** START Data lines **

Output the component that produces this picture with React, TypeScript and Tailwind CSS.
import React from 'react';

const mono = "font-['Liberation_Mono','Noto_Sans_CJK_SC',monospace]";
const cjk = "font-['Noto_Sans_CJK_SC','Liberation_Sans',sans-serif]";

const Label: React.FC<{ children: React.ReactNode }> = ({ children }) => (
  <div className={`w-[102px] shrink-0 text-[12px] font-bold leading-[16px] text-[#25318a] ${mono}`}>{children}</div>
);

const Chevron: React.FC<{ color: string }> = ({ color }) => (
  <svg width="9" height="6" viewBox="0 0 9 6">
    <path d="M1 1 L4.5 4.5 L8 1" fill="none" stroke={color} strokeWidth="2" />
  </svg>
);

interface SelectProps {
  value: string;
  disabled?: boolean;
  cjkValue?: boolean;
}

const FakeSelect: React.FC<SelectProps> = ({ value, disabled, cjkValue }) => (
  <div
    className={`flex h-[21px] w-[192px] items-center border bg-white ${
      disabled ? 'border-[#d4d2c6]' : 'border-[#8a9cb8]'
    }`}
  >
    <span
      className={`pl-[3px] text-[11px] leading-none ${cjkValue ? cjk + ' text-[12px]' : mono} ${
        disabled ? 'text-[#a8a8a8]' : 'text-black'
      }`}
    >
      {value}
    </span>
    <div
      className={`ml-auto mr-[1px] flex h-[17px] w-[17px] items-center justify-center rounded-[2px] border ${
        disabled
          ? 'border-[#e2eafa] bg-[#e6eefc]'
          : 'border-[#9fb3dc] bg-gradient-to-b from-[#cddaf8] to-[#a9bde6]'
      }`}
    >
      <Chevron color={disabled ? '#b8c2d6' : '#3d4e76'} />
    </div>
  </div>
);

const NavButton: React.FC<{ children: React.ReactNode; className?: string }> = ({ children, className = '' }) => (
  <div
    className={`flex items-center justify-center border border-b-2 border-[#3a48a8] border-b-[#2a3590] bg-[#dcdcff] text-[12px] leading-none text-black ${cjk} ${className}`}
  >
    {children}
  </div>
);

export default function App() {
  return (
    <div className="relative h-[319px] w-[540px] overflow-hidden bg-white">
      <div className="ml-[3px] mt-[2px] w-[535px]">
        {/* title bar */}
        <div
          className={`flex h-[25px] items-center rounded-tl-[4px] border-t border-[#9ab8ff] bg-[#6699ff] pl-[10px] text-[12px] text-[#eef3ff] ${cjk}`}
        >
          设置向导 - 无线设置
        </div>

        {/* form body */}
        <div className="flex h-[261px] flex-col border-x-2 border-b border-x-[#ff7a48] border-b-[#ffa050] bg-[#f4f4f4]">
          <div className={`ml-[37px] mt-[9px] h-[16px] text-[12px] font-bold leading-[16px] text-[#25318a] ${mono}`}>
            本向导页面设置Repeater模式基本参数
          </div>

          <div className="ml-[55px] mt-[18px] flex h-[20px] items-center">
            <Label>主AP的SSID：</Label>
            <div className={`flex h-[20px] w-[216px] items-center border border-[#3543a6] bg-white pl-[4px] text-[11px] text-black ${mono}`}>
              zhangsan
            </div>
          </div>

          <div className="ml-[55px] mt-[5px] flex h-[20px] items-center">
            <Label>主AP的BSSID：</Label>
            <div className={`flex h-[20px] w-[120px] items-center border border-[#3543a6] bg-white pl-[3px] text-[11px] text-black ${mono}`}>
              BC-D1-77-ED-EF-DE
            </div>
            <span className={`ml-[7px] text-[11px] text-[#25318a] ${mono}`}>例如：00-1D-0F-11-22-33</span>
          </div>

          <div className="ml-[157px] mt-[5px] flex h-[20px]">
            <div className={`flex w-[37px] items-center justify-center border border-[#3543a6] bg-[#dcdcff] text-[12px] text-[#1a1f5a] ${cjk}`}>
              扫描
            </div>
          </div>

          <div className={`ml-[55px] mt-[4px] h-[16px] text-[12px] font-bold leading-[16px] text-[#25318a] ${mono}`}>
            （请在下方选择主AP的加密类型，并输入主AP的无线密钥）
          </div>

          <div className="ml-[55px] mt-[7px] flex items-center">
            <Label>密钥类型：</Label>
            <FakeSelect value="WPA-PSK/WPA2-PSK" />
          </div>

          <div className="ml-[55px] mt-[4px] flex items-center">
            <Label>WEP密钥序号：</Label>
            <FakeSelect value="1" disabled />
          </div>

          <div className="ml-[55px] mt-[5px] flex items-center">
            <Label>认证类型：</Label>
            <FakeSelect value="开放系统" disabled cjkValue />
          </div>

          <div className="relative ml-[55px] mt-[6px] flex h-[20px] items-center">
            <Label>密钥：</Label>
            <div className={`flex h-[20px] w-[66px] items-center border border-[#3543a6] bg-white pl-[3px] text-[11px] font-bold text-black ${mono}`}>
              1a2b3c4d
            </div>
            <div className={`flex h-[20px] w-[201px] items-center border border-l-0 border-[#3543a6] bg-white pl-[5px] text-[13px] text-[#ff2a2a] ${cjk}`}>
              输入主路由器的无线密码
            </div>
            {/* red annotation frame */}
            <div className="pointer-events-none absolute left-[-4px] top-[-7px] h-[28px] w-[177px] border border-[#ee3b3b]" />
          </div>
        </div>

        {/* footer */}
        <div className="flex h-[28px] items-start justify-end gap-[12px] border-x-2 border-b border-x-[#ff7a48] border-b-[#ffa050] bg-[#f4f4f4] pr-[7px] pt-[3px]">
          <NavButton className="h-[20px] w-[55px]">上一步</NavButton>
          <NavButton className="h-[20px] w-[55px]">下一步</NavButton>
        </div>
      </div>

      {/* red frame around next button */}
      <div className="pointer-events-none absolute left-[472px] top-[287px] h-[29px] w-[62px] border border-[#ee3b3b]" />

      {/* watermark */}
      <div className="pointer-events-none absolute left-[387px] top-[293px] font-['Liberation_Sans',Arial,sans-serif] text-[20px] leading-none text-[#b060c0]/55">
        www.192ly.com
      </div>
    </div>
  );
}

** END Data lines **

■ What is being asked:
All of the data needs to be printed once more, exactly.

■ The output:
Output the component that produces this picture with React, TypeScript and Tailwind CSS.
import React from 'react';

const mono = "font-['Liberation_Mono','Noto_Sans_CJK_SC',monospace]";
const cjk = "font-['Noto_Sans_CJK_SC','Liberation_Sans',sans-serif]";

const Label: React.FC<{ children: React.ReactNode }> = ({ children }) => (
  <div className={`w-[102px] shrink-0 text-[12px] font-bold leading-[16px] text-[#25318a] ${mono}`}>{children}</div>
);

const Chevron: React.FC<{ color: string }> = ({ color }) => (
  <svg width="9" height="6" viewBox="0 0 9 6">
    <path d="M1 1 L4.5 4.5 L8 1" fill="none" stroke={color} strokeWidth="2" />
  </svg>
);

interface SelectProps {
  value: string;
  disabled?: boolean;
  cjkValue?: boolean;
}

const FakeSelect: React.FC<SelectProps> = ({ value, disabled, cjkValue }) => (
  <div
    className={`flex h-[21px] w-[192px] items-center border bg-white ${
      disabled ? 'border-[#d4d2c6]' : 'border-[#8a9cb8]'
    }`}
  >
    <span
      className={`pl-[3px] text-[11px] leading-none ${cjkValue ? cjk + ' text-[12px]' : mono} ${
        disabled ? 'text-[#a8a8a8]' : 'text-black'
      }`}
    >
      {value}
    </span>
    <div
      className={`ml-auto mr-[1px] flex h-[17px] w-[17px] items-center justify-center rounded-[2px] border ${
        disabled
          ? 'border-[#e2eafa] bg-[#e6eefc]'
          : 'border-[#9fb3dc] bg-gradient-to-b from-[#cddaf8] to-[#a9bde6]'
      }`}
    >
      <Chevron color={disabled ? '#b8c2d6' : '#3d4e76'} />
    </div>
  </div>
);

const NavButton: React.FC<{ children: React.ReactNode; className?: string }> = ({ children, className = '' }) => (
  <div
    className={`flex items-center justify-center border border-b-2 border-[#3a48a8] border-b-[#2a3590] bg-[#dcdcff] text-[12px] leading-none text-black ${cjk} ${className}`}
  >
    {children}
  </div>
);

export default function App() {
  return (
    <div className="relative h-[319px] w-[540px] overflow-hidden bg-white">
      <div className="ml-[3px] mt-[2px] w-[535px]">
        {/* title bar */}
        <div
          className={`flex h-[25px] items-center rounded-tl-[4px] border-t border-[#9ab8ff] bg-[#6699ff] pl-[10px] text-[12px] text-[#eef3ff] ${cjk}`}
        >
          设置向导 - 无线设置
        </div>

        {/* form body */}
        <div className="flex h-[261px] flex-col border-x-2 border-b border-x-[#ff7a48] border-b-[#ffa050] bg-[#f4f4f4]">
          <div className={`ml-[37px] mt-[9px] h-[16px] text-[12px] font-bold leading-[16px] text-[#25318a] ${mono}`}>
            本向导页面设置Repeater模式基本参数
          </div>

          <div className="ml-[55px] mt-[18px] flex h-[20px] items-center">
            <Label>主AP的SSID：</Label>
            <div className={`flex h-[20px] w-[216px] items-center border border-[#3543a6] bg-white pl-[4px] text-[11px] text-black ${mono}`}>
              zhangsan
            </div>
          </div>

          <div className="ml-[55px] mt-[5px] flex h-[20px] items-center">
            <Label>主AP的BSSID：</Label>
            <div className={`flex h-[20px] w-[120px] items-center border border-[#3543a6] bg-white pl-[3px] text-[11px] text-black ${mono}`}>
              BC-D1-77-ED-EF-DE
            </div>
            <span className={`ml-[7px] text-[11px] text-[#25318a] ${mono}`}>例如：00-1D-0F-11-22-33</span>
          </div>

          <div className="ml-[157px] mt-[5px] flex h-[20px]">
            <div className={`flex w-[37px] items-center justify-center border border-[#3543a6] bg-[#dcdcff] text-[12px] text-[#1a1f5a] ${cjk}`}>
              扫描
            </div>
          </div>

          <div className={`ml-[55px] mt-[4px] h-[16px] text-[12px] font-bold leading-[16px] text-[#25318a] ${mono}`}>
            （请在下方选择主AP的加密类型，并输入主AP的无线密钥）
          </div>

          <div className="ml-[55px] mt-[7px] flex items-center">
            <Label>密钥类型：</Label>
            <FakeSelect value="WPA-PSK/WPA2-PSK" />
          </div>

          <div className="ml-[55px] mt-[4px] flex items-center">
            <Label>WEP密钥序号：</Label>
            <FakeSelect value="1" disabled />
          </div>

          <div className="ml-[55px] mt-[5px] flex items-center">
            <Label>认证类型：</Label>
            <FakeSelect value="开放系统" disabled cjkValue />
          </div>

          <div className="relative ml-[55px] mt-[6px] flex h-[20px] items-center">
            <Label>密钥：</Label>
            <div className={`flex h-[20px] w-[66px] items-center border border-[#3543a6] bg-white pl-[3px] text-[11px] font-bold text-black ${mono}`}>
              1a2b3c4d
            </div>
            <div className={`flex h-[20px] w-[201px] items-center border border-l-0 border-[#3543a6] bg-white pl-[5px] text-[13px] text-[#ff2a2a] ${cjk}`}>
              输入主路由器的无线密码
            </div>
            {/* red annotation frame */}
            <div className="pointer-events-none absolute left-[-4px] top-[-7px] h-[28px] w-[177px] border border-[#ee3b3b]" />
          </div>
        </div>

        {/* footer */}
        <div className="flex h-[28px] items-start justify-end gap-[12px] border-x-2 border-b border-x-[#ff7a48] border-b-[#ffa050] bg-[#f4f4f4] pr-[7px] pt-[3px]">
          <NavButton className="h-[20px] w-[55px]">上一步</NavButton>
          <NavButton className="h-[20px] w-[55px]">下一步</NavButton>
        </div>
      </div>

      {/* red frame around next button */}
      <div className="pointer-events-none absolute left-[472px] top-[287px] h-[29px] w-[62px] border border-[#ee3b3b]" />

      {/* watermark */}
      <div className="pointer-events-none absolute left-[387px] top-[293px] font-['Liberation_Sans',Arial,sans-serif] text-[20px] leading-none text-[#b060c0]/55">
        www.192ly.com
      </div>
    </div>
  );
}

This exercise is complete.